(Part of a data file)
######

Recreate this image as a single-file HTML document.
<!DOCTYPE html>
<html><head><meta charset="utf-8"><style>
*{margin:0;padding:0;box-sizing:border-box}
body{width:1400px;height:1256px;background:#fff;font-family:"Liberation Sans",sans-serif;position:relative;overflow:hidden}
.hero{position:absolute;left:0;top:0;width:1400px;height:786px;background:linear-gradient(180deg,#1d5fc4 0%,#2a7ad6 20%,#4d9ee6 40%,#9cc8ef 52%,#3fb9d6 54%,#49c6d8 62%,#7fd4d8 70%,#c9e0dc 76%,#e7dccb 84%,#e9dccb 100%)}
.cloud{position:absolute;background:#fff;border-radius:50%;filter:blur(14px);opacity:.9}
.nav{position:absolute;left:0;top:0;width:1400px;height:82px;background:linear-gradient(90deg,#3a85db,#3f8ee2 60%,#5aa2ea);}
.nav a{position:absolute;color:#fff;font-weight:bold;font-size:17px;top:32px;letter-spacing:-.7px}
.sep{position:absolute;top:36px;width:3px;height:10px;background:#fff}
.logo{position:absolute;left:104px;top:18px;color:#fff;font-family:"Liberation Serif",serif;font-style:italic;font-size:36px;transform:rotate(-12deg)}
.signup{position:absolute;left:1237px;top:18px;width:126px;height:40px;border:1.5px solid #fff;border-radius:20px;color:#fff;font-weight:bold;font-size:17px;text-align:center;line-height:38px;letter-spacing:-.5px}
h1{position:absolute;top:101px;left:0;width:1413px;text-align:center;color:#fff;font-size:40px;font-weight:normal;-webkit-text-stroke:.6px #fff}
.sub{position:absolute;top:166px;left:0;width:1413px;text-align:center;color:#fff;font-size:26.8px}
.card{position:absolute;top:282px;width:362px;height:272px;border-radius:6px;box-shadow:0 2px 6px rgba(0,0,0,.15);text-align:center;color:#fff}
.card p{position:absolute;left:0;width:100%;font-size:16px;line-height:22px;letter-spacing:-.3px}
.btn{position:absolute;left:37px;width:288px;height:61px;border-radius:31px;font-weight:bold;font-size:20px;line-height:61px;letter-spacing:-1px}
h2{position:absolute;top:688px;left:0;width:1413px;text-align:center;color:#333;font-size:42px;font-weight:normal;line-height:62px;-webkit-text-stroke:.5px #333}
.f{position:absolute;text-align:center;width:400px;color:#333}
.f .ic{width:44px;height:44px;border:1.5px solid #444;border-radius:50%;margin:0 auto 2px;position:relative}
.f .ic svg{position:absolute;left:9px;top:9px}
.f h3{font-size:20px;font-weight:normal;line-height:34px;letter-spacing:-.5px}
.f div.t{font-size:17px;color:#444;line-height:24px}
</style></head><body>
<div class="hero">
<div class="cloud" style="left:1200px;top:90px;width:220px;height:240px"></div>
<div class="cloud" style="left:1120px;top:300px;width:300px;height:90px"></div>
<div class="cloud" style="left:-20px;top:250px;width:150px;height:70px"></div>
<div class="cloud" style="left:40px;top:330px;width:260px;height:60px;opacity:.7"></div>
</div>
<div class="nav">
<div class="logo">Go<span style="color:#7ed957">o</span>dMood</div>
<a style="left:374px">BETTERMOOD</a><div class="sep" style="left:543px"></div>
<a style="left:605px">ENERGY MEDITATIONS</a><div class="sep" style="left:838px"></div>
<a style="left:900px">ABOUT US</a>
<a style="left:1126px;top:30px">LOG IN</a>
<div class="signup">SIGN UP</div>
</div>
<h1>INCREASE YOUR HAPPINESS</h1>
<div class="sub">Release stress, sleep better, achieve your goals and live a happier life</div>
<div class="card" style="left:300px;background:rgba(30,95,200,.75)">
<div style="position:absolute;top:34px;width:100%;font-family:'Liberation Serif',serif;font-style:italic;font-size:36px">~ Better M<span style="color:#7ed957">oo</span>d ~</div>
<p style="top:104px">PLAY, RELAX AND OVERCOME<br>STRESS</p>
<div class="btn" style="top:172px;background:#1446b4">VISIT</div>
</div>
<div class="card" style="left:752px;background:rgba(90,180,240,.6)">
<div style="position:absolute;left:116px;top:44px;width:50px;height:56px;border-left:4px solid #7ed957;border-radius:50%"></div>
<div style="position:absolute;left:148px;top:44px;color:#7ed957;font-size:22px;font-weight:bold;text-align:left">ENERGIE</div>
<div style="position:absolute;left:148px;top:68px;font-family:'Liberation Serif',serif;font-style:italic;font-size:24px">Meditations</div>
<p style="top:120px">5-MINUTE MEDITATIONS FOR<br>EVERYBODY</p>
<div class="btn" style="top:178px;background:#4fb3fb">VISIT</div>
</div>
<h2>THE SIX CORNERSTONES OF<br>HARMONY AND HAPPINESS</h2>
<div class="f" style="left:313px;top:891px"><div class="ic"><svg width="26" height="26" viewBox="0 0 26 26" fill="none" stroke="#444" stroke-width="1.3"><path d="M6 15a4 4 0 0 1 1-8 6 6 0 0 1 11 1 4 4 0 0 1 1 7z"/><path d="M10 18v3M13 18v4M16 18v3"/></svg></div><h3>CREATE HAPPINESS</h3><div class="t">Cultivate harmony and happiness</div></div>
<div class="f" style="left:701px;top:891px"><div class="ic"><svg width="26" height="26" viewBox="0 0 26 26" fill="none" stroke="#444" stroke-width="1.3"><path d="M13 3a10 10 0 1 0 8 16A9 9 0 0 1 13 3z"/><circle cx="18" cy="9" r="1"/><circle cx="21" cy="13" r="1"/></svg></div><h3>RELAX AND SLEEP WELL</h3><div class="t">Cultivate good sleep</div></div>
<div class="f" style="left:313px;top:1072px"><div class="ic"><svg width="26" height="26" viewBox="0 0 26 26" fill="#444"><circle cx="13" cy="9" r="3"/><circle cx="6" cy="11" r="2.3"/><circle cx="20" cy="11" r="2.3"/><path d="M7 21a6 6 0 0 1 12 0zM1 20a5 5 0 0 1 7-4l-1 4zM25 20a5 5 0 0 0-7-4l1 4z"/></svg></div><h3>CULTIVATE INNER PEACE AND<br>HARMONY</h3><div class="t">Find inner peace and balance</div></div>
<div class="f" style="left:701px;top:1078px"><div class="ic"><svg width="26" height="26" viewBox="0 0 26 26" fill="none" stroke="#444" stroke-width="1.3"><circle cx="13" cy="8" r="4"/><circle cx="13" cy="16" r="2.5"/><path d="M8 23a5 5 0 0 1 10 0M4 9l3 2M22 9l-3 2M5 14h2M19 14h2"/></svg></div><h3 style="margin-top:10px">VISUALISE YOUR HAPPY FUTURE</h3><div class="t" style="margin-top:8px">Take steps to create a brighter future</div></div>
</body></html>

######

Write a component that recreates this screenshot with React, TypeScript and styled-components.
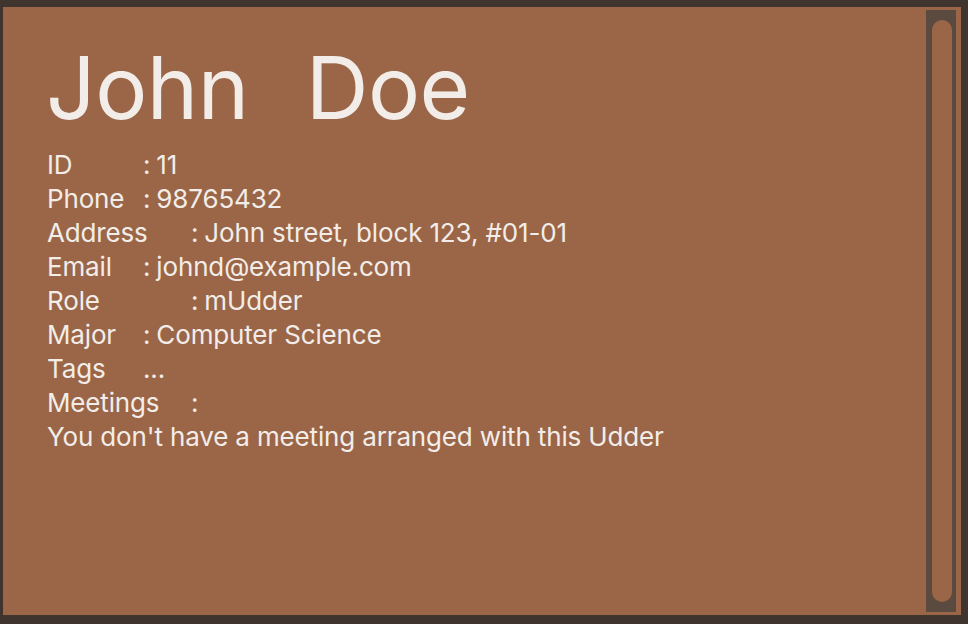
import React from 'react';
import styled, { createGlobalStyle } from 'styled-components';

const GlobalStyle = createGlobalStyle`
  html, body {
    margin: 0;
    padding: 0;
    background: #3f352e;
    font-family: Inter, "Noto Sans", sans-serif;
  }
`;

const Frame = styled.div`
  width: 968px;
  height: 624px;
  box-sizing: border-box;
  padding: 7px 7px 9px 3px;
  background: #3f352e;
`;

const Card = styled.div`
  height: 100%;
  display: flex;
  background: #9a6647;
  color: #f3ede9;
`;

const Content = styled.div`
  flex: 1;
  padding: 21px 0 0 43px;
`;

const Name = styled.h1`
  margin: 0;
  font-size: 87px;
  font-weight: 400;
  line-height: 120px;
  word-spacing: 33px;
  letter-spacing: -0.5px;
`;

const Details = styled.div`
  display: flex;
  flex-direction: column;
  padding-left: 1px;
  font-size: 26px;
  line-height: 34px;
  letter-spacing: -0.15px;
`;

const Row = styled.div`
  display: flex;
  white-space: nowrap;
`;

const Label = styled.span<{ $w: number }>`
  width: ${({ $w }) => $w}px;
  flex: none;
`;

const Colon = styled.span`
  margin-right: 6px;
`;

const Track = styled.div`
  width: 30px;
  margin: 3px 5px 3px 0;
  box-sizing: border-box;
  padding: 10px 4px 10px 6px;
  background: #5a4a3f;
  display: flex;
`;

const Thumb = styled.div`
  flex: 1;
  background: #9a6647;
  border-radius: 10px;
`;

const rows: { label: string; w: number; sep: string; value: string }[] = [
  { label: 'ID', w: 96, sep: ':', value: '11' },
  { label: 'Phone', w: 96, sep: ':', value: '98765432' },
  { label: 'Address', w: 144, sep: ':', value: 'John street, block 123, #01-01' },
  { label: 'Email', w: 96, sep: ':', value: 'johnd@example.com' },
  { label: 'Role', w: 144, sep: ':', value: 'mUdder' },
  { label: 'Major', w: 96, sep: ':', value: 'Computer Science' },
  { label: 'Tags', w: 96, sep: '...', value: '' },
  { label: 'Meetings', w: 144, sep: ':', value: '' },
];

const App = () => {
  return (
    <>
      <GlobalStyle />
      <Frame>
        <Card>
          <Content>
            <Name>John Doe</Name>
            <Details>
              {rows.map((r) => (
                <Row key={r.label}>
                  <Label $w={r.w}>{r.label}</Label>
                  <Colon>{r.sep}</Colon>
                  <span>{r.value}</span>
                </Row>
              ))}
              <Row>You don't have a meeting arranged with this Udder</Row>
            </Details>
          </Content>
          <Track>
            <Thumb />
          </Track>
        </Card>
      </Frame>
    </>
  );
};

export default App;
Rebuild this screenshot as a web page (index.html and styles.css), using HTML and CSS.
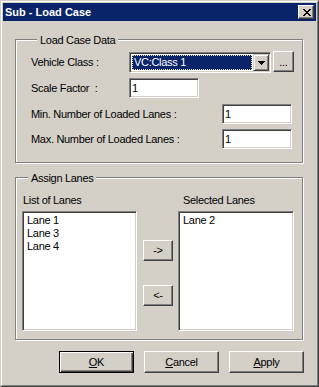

######

> [Your objective] Count the lines in the records above that contain the word "this", and give only the number.

> [Final result] 4